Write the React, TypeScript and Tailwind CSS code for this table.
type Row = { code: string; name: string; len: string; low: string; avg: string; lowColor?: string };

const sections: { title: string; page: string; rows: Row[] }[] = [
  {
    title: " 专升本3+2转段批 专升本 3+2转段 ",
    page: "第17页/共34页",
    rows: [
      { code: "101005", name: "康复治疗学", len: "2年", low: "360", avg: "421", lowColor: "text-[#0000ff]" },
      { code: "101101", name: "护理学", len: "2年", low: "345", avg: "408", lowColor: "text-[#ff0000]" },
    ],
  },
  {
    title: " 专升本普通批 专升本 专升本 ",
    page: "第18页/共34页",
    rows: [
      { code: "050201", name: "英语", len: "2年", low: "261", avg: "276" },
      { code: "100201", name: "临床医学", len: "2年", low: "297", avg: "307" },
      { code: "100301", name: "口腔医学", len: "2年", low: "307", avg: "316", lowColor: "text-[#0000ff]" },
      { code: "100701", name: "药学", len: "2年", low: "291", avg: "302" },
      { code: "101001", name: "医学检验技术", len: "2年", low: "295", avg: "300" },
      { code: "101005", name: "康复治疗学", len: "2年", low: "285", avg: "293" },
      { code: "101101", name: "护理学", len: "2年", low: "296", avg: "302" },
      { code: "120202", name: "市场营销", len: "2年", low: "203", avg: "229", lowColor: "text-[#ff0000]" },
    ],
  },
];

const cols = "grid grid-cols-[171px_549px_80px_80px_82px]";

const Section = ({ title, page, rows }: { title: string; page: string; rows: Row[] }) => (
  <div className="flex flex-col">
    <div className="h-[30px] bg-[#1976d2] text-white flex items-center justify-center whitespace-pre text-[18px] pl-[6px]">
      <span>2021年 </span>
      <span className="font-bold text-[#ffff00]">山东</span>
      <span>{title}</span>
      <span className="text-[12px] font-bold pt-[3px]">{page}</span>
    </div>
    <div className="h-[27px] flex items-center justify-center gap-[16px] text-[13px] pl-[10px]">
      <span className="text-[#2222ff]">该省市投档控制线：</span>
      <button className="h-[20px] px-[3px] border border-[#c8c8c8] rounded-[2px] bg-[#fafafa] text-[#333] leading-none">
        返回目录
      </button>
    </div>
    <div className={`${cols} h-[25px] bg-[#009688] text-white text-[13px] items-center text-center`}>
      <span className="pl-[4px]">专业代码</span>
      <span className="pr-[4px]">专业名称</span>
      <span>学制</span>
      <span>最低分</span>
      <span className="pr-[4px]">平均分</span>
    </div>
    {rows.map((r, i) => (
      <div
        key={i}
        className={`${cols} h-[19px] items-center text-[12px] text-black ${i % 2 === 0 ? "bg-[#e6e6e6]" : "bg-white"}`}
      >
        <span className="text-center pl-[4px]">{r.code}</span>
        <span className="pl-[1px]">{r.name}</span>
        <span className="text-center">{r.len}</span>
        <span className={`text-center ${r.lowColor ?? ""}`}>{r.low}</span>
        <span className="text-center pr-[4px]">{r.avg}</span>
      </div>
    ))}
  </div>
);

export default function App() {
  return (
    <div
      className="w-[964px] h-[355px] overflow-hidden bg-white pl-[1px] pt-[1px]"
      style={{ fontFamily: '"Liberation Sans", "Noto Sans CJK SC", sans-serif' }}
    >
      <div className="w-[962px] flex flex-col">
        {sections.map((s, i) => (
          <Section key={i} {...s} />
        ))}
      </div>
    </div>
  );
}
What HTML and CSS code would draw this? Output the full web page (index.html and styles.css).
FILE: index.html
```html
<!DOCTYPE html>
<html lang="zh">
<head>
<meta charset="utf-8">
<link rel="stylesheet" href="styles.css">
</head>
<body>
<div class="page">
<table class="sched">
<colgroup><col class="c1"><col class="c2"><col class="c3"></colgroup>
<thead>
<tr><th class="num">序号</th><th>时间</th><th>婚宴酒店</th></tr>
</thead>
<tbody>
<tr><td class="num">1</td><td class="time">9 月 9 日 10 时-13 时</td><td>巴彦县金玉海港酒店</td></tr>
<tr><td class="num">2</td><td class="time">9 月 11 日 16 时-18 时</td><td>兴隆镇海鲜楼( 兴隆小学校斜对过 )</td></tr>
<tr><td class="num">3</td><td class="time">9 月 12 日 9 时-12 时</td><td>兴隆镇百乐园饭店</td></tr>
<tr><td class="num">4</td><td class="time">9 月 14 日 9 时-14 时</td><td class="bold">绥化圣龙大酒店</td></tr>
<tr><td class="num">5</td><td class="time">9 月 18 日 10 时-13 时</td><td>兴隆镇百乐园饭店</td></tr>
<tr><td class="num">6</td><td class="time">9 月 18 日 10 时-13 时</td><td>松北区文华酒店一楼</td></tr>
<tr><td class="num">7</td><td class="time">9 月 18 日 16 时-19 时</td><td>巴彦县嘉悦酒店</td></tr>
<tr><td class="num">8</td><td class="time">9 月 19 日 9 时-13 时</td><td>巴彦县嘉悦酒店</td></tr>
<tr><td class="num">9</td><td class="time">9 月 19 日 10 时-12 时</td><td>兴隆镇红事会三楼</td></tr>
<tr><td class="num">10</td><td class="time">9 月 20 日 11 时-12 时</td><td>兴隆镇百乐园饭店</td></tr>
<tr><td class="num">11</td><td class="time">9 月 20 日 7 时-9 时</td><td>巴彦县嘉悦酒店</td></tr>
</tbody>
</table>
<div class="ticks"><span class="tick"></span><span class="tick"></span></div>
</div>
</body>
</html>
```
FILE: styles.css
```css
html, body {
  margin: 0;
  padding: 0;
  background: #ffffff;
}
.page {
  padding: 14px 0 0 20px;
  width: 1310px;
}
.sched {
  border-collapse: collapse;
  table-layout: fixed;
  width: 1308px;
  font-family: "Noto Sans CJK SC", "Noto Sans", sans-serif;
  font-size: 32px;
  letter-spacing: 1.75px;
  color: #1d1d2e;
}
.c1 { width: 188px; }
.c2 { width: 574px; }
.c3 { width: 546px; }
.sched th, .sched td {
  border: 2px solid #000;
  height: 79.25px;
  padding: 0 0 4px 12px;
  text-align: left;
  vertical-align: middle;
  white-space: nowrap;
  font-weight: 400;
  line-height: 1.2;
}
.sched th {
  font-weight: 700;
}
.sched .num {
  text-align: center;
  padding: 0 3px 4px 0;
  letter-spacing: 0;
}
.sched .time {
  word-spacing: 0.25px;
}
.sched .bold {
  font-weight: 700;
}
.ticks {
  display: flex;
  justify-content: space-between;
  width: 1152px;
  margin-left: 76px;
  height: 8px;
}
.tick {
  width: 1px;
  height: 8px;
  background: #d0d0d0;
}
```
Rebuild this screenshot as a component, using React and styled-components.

-- -- --

**PROBLEM STATEMENT**
Only lines holding the string "page" are wanted; gather each one from the entries above.

**COMPLETE RESPONSE**
const sections: { title: string; page: string; rows: Row[] }[] = [
    page: "第17页/共34页",
    page: "第18页/共34页",
const Section = ({ title, page, rows }: { title: string; page: string; rows: Row[] }) => (
      <span className="text-[12px] font-bold pt-[3px]">{page}</span>
What HTML and CSS code would draw this? Output the full web page (index.html and styles.css).
<div class="page">
.page {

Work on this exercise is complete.